Give them a ring and when I eventually get through, they have difficulty contacting the engineer. Lunchtime now, what are the chances he’s got his feet up in a nearby cafe? Another call,  the engineer is ‘on his way’. Via Ulan Bator probably. Although I have nothing else on today, except a trip to the library and possibly a coffee and sandwich with a friend, I play the role of a busy person on the phone, with people to see and places to go. Recover my old identity briefly.

Fifteen minutes after the window closes, I leave to find the gasman on the doorstep smoking a cigarette. He insists the waiting slot was open until 2pm, giving him time for a cigarette, lunch and a quick snooze in his van. I have an urgent appointment with a chicken and roast vegetable sandwich and send him away.

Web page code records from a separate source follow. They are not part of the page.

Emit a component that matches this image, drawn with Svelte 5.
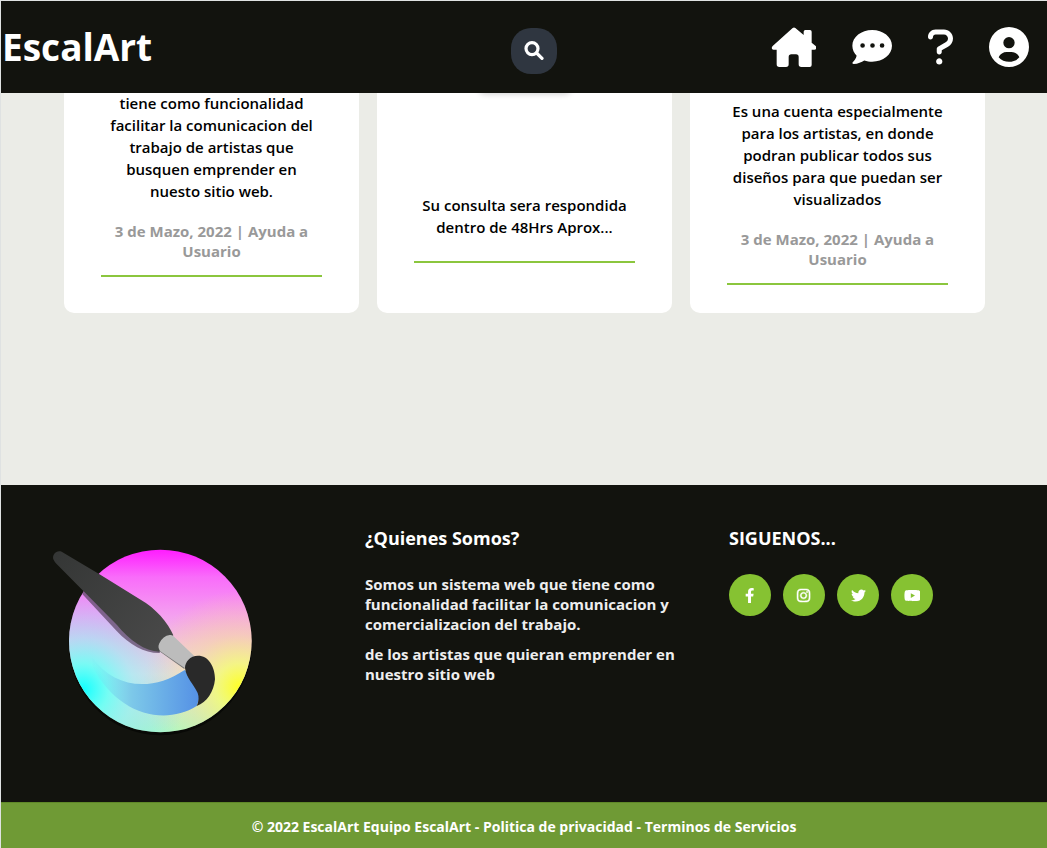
<script>
  const cards = [
    {
      kind: 'first',
      text: 'tiene como funcionalidad facilitar la comunicacion del trabajo de artistas que busquen emprender en nuesto sitio web.',
      meta: '3 de Mazo, 2022 | Ayuda a Usuario'
    },
    { kind: 'second', text: 'Su consulta sera respondida dentro de 48Hrs Aprox...', meta: '' },
    {
      kind: 'third',
      text: 'Es una cuenta especialmente para los artistas, en donde podran publicar todos sus diseños para que puedan ser visualizados',
      meta: '3 de Mazo, 2022 | Ayuda a Usuario'
    }
  ];

  const social = [
    {
      name: 'Facebook',
      box: '0 0 320 512',
      path: 'M279.14 288l14.22-92.66h-88.91v-60.13c0-25.35 12.42-50.06 52.24-50.06h40.42V6.26S260.43 0 225.36 0c-73.22 0-121.08 44.38-121.08 124.72v70.62H22.89V288h81.39v224h100.17V288z'
    },
    {
      name: 'Instagram',
      box: '0 0 448 512',
      path: 'M224.1 141c-63.6 0-114.9 51.3-114.9 114.9s51.3 114.9 114.9 114.9S339 319.5 339 255.9 287.7 141 224.1 141zm0 189.6c-41.1 0-74.7-33.5-74.7-74.7s33.5-74.7 74.7-74.7 74.7 33.5 74.7 74.7-33.6 74.7-74.7 74.7zm146.4-194.3c0 14.9-12 26.8-26.8 26.8-14.9 0-26.8-12-26.8-26.8s12-26.8 26.8-26.8 26.8 12 26.8 26.8zm76.1 27.2c-1.7-35.9-9.9-67.7-36.2-93.9-26.2-26.2-58-34.4-93.9-36.2-37-2.1-147.9-2.1-184.9 0-35.8 1.7-67.6 9.9-93.9 36.1s-34.4 58-36.2 93.9c-2.1 37-2.1 147.9 0 184.9 1.7 35.9 9.9 67.7 36.2 93.9s58 34.4 93.9 36.2c37 2.1 147.9 2.1 184.9 0 35.9-1.7 67.7-9.9 93.9-36.2 26.2-26.2 34.4-58 36.2-93.9 2.1-37 2.1-147.8 0-184.8zM398.8 388c-7.8 19.6-22.9 34.7-42.6 42.6-29.5 11.7-99.5 9-132.1 9s-102.7 2.6-132.1-9c-19.6-7.8-34.7-22.9-42.6-42.6-11.7-29.5-9-99.5-9-132.1s-2.6-102.7 9-132.1c7.8-19.6 22.9-34.7 42.6-42.6 29.5-11.7 99.5-9 132.1-9s102.7-2.6 132.1 9c19.6 7.8 34.7 22.9 42.6 42.6 11.7 29.5 9 99.5 9 132.1s2.7 102.7-9 132.1z',
      bold: true
    },
    {
      name: 'Twitter',
      box: '0 0 512 512',
      path: 'M459.37 151.716c.325 4.548.325 9.097.325 13.645 0 138.72-105.583 298.558-298.558 298.558-59.452 0-114.68-17.219-161.137-47.106 8.447.974 16.568 1.299 25.34 1.299 49.055 0 94.213-16.568 130.274-44.832-46.132-.975-84.792-31.188-98.112-72.772 6.498.974 12.995 1.624 19.818 1.624 9.421 0 18.843-1.3 27.614-3.573-48.081-9.747-84.143-51.98-84.143-102.985v-1.299c13.969 7.797 30.214 12.67 47.431 13.319-28.264-18.843-46.781-51.005-46.781-87.391 0-19.492 5.197-37.36 14.294-52.954 51.655 63.675 129.3 105.258 216.365 109.807-1.624-7.797-2.599-15.918-2.599-24.04 0-57.828 46.782-104.934 104.934-104.934 30.213 0 57.502 12.67 76.67 33.137 23.715-4.548 46.456-13.32 66.599-25.34-7.798 24.366-24.366 44.833-46.132 57.827 21.117-2.273 41.584-8.122 60.426-16.243-14.292 20.791-32.161 39.308-52.628 54.253z'
    },
    {
      name: 'YouTube',
      box: '0 0 576 512',
      path: 'M549.655 124.083c-6.281-23.65-24.787-42.276-48.284-48.597C458.781 64 288 64 288 64S117.22 64 74.629 75.486c-23.497 6.322-42.003 24.947-48.284 48.597-11.412 42.867-11.412 132.305-11.412 132.305s0 89.438 11.412 132.305c6.281 23.65 24.787 41.5 48.284 47.821C117.22 448 288 448 288 448s170.78 0 213.371-11.486c23.497-6.321 42.003-24.171 48.284-47.821 11.412-42.867 11.412-132.305 11.412-132.305s0-89.438-11.412-132.305zm-317.51 213.508V175.185l142.739 81.205-142.739 81.201z'
    }
  ];
</script>

<div class="page">
  <header>
    <a class="brand" href="#inicio">EscalArt</a>
    <button class="search" aria-label="Buscar">
      <svg width="20" height="20" viewBox="0 0 20 20" fill="none" stroke="#fff" stroke-width="3.2" stroke-linecap="round">
        <circle cx="8" cy="7.6" r="6" />
        <path d="M12.6 12L18 17.4" />
      </svg>
    </button>
    <nav aria-label="Principal">
      <a href="#inicio" aria-label="Inicio">
        <svg width="45" height="40" viewBox="-2 -1 135 120">
          <path d="M63 2q4-3 8 0L96 23V13q0-5 5-5h14q5 0 5 5v33l12 10q5 5 1 9-1 2-5 2h-8v46q0 6-6 6H89q-8 0-8-8V89q0-8-8-8H59q-8 0-8 8v22q0 8-8 8H23q-8 0-8-8V67H6q-4 0-5-3-2-4 2-8z" />
        </svg>
      </a>
      <a href="#mensajes" aria-label="Mensajes">
        <svg width="40" height="36" viewBox="-1 -1 121 109">
          <path fill-rule="evenodd" d="M60 2C27 2 0 23 0 50c0 12 5 22 13 30-2 9-7 15-12 20-2 3 0 5 3 5 13-1 24-6 32-11 8 3 16 4 24 4 33 0 60-21 60-48S93 2 60 2zM31 42a7 7 0 1 1 0 14 7 7 0 0 1 0-14zm30 0a7 7 0 1 1 0 14 7 7 0 0 1 0-14zm29 0a7 7 0 1 1 0 14 7 7 0 0 1 0-14z" />
        </svg>
      </a>
      <a href="#ayuda" aria-label="Ayuda">
        <svg width="25" height="40" viewBox="0 0 320 512">
          <path d="M204.3 32.01H96c-52.94 0-96 43.06-96 96c0 17.67 14.31 31.1 32 31.1s32-14.32 32-31.1c0-17.64 14.34-32 32-32h108.3C232.8 96.01 256 119.2 256 147.8c0 19.72-10.97 37.47-30.5 47.33L127.8 252.4C117.1 258.2 112 268.7 112 280v40c0 17.67 14.31 31.99 32 31.99s32-14.32 32-31.99V298.3L256 251.3c39.47-19.75 64-59.42 64-103.5C320 83.95 268.1 32.01 204.3 32.01zM144 400c-22.09 0-40 17.91-40 40s17.91 39.1 40 39.1s40-17.9 40-39.1S166.1 400 144 400z" />
        </svg>
      </a>
      <a href="#cuenta" aria-label="Cuenta">
        <svg width="40" height="40" viewBox="0 0 120 120">
          <path fill-rule="evenodd" d="M60 0a60 60 0 1 1 0 120A60 60 0 0 1 60 0zm0 30a17 17 0 1 0 0 34 17 17 0 0 0 0-34zM29 91c15 18 47 18 62 0-4-10-14-16-24-16H53c-10 0-20 6-24 16z" />
        </svg>
      </a>
    </nav>
  </header>

  <main>
    {#each cards as card}
      <article class={card.kind}>
        {#if card.kind === 'second'}
          <div class="tab"></div>
        {/if}
        <p class="text">{card.text}</p>
        {#if card.meta}
          <p class="meta">{card.meta}</p>
        {/if}
        <hr />
      </article>
    {/each}
  </main>

  <footer>
    <div class="columns">
      <div class="logo">
        <svg width="230" height="220" viewBox="0 0 690 660" role="img" aria-label="Logo de EscalArt">
          <defs>
            <linearGradient id="magenta" x1="0" y1="59" x2="0" y2="607" gradientUnits="userSpaceOnUse">
              <stop offset="0" stop-color="#ff1cff" />
              <stop offset=".15" stop-color="#f96cfa" />
              <stop offset=".36" stop-color="#f4a0f0" />
              <stop offset=".52" stop-color="#f0c4e0" />
              <stop offset=".68" stop-color="#e8e6e0" />
              <stop offset="1" stop-color="#a4ffc8" />
            </linearGradient>
            <radialGradient id="yellow" cx="600" cy="472" r="290" gradientUnits="userSpaceOnUse">
              <stop offset="0" stop-color="#ffff22" />
              <stop offset=".25" stop-color="#f6fa70" stop-opacity=".8" />
              <stop offset=".55" stop-color="#fadc90" stop-opacity=".45" />
              <stop offset="1" stop-color="#ffcf90" stop-opacity="0" />
            </radialGradient>
            <radialGradient id="cyan" cx="128" cy="478" r="310" gradientUnits="userSpaceOnUse">
              <stop offset="0" stop-color="#10ffff" />
              <stop offset=".25" stop-color="#66fff8" stop-opacity=".85" />
              <stop offset=".5" stop-color="#90e8ff" stop-opacity=".55" />
              <stop offset="1" stop-color="#a0b8ff" stop-opacity="0" />
            </radialGradient>
            <linearGradient id="stroke" x1="165" y1="0" x2="475" y2="0" gradientUnits="userSpaceOnUse">
              <stop offset="0" stop-color="#70e0f0" stop-opacity=".1" />
              <stop offset=".35" stop-color="#7dc9e9" />
              <stop offset="1" stop-color="#5591e5" />
            </linearGradient>
            <linearGradient id="handle" x1="40" y1="60" x2="390" y2="360" gradientUnits="userSpaceOnUse">
              <stop offset="0" stop-color="#343635" />
              <stop offset="1" stop-color="#4a4a4a" />
            </linearGradient>
            <clipPath id="disc"><circle cx="361" cy="333" r="274" /></clipPath>
          </defs>
          <circle cx="361" cy="341" r="275" fill="#080906" />
          <g clip-path="url(#disc)">
            <rect x="80" y="50" width="570" height="570" fill="url(#magenta)" />
            <rect x="80" y="50" width="570" height="570" fill="url(#yellow)" />
            <rect x="80" y="50" width="570" height="570" fill="url(#cyan)" />
            <path d="M158 384C220 470 330 490 434 420L462 450L480 500L470 528C370 590 230 550 158 410z" fill="url(#stroke)" />
            <path d="M110 174L230 303C270 345 315 370 359 369L365 348L250 280L140 180z" fill="#5f4a69" opacity=".75" />
            <path d="M356 362L433 417L438 402L365 348z" fill="#777" />
          </g>
          <path d="M65 65C50 59 36 72 40 88Q43 95 50 102L231 285C270 333 315 363 357 365L400 316C386 279 344 232 302 209L181 134z" fill="url(#handle)" />
          <path d="M399 317L462 377L434 414L360 363Q352 352 358 340Q369 317 389 315Q395 314 399 317z" fill="#bcbcbc" />
          <path d="M474 377C505 377 525 409 525 448C521 486 501 517 470 528Q480 508 473 489C461 462 439 445 435 414C435 396 450 377 474 377z" fill="#292929" />
        </svg>
      </div>
      <section>
        <h2>¿Quienes Somos?</h2>
        <p>Somos un sistema web que tiene como funcionalidad facilitar la comunicacion y comercializacion del trabajo.</p>
        <p>de los artistas que quieran emprender en nuestro sitio web</p>
      </section>
      <section>
        <h2>SIGUENOS...</h2>
        <div class="social">
          {#each social as item}
            <a href="#{item.name.toLowerCase()}" aria-label={item.name}>
              <svg class:bold={item.bold} height="15" viewBox={item.box}><path d={item.path} /></svg>
            </a>
          {/each}
        </div>
      </section>
    </div>
    <div class="legal">© 2022 EscalArt Equipo EscalArt - Politica de privacidad - Terminos de Servicios</div>
  </footer>
</div>

<style>
  :global(body) {
    margin: 0;
    background: #ebece7;
  }
  .page {
    box-sizing: border-box;
    min-height: 100vh;
    display: flex;
    flex-direction: column;
    border-top: 1px solid #dfe2e2;
    border-left: 1px solid #dfe2e2;
    font-family: 'Open Sans', sans-serif;
    font-weight: 700;
    color: #000;
  }
  svg {
    display: block;
    fill: #fff;
  }
  .search svg {
    fill: none;
  }
  .bold {
    stroke: #fff;
    stroke-width: 16;
    overflow: visible;
  }
  header {
    position: sticky;
    top: 0;
    z-index: 2;
    display: grid;
    grid-template-columns: 51fr auto 49fr;
    align-items: center;
    height: 92px;
    background: #12130e;
  }
  .brand {
    padding-left: 1px;
    font-size: 37px;
    line-height: 52px;
    color: #fff;
    text-decoration: none;
  }
  .search {
    display: grid;
    place-items: center;
    width: 46px;
    height: 46px;
    margin-top: 8px;
    padding: 0;
    border: 0;
    border-radius: 20px;
    background: #2f3640;
  }
  nav {
    display: flex;
    justify-content: flex-end;
    align-items: center;
    gap: 36px;
    padding-right: 18px;
  }
  main {
    flex: 1;
    display: grid;
    grid-template-columns: repeat(3, 1fr);
    gap: 18px;
    margin-top: -12px;
    padding: 0 62px 172px 63px;
  }
  article {
    display: flex;
    flex-direction: column;
    padding: 0 37px 28px;
    border-radius: 10px;
    background: #fff;
    text-align: center;
    font-size: 15px;
  }
  .first {
    padding-top: 11px;
  }
  .third {
    padding-top: 19px;
  }
  .tab {
    align-self: center;
    width: 92px;
    height: 12px;
    margin-bottom: 101px;
    border-radius: 8px;
    background: #fff;
    box-shadow: 0 1px 6px rgba(0, 0, 0, 0.2);
  }
  .text {
    margin: 0;
    line-height: 22px;
    font-weight: 600;
  }
  .meta {
    margin: 19px 0 0;
    line-height: 20px;
    color: #999;
  }
  hr {
    width: 100%;
    height: 2px;
    margin: 14px 0 0;
    border: 0;
    background: #8bc63e;
  }
  .second hr {
    margin-top: 23px;
  }
  footer {
    background: #12130e;
    color: #fff;
  }
  .columns {
    display: grid;
    grid-template-columns: repeat(3, 1fr);
    gap: 46px;
    padding: 41px 0 48px;
  }
  .logo {
    padding: 4px 0 4px 39px;
  }
  h2 {
    margin: 0 0 24px;
    font-size: 18px;
    line-height: 24px;
  }
  section p {
    margin: 0 0 10px;
    font-size: 15px;
    line-height: 20px;
    color: #eee;
  }
  .social {
    display: flex;
    gap: 12px;
  }
  .social a {
    display: grid;
    place-items: center;
    width: 42px;
    height: 42px;
    border-radius: 50%;
    background: #86c232;
  }
  .legal {
    padding: 13px 0 11px;
    border-top: 1px solid #5f8828;
    background: #6f9a35;
    text-align: center;
    font-size: 14px;
    line-height: 21px;
  }
</style>
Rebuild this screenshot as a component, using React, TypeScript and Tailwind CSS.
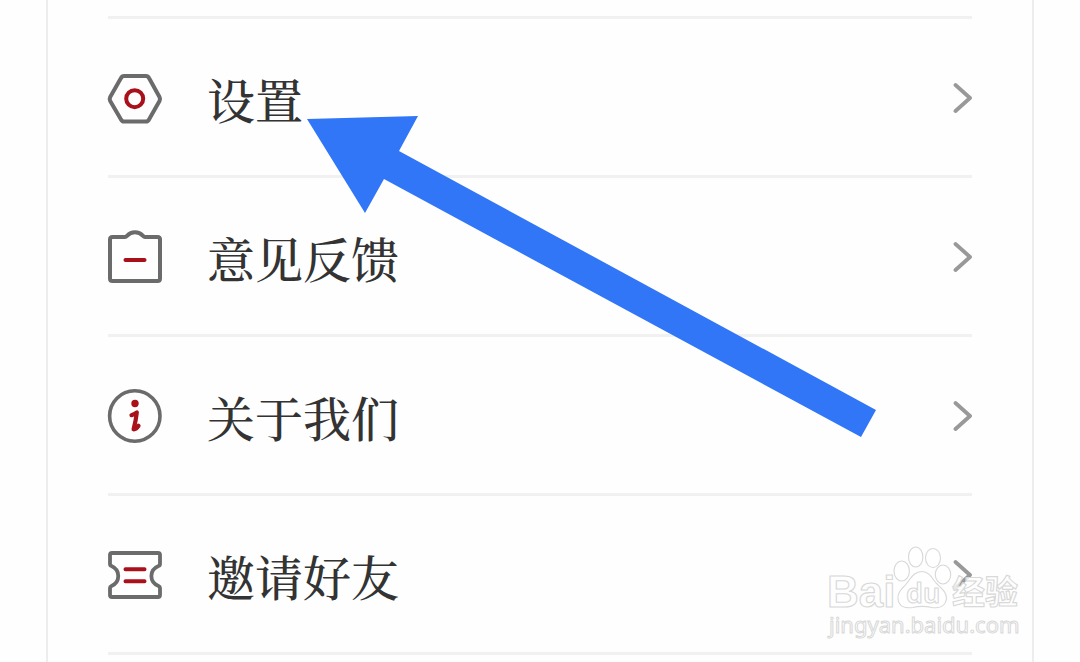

It comes to something when hours of fruitless waiting can raise a smile.


2 am and counting

Sleep no longer comes easily these days, another loss of something I took for granted. Three or four nights a week I’m awake between two and five. Though a couple of days ago I woke, looked at the clock with the usual dread and saw it was 7.30. Luxury.

An hour at night when most other people are asleep stretches out in  another dimension where time doesn’t obey the normal rules and moves in slow motion. So what to do? I lie there for a while trying to relax and go back to sleep. Look at the clock again. 2.15. Try again, thinking lovely thoughts and visiting my favourite places. 2.30.

Get up and have a banana and a glass of milk. Look out to see if any other lights on, but all is quiet and dark. There’s a velvety quality to the stillness of the night that I would relish if I didn’t need and long to be asleep.

Back to bed and read for a while. 3.30. Try again but nothing doing. Decide to just lie there and rest, trying to turn off the to do list now whirring in my brain.

4. Get up again for a wander around. Go into the kitchen and am overwhelmed by the smell of hyacinths. I stand there just drinking in the smell, intoxicated. Who knew they smelt so much more powerfully in the middle of the night? Was it worth losing three hours of sleep for?  Despite myself, I can’t help smiling and drift off to sleep.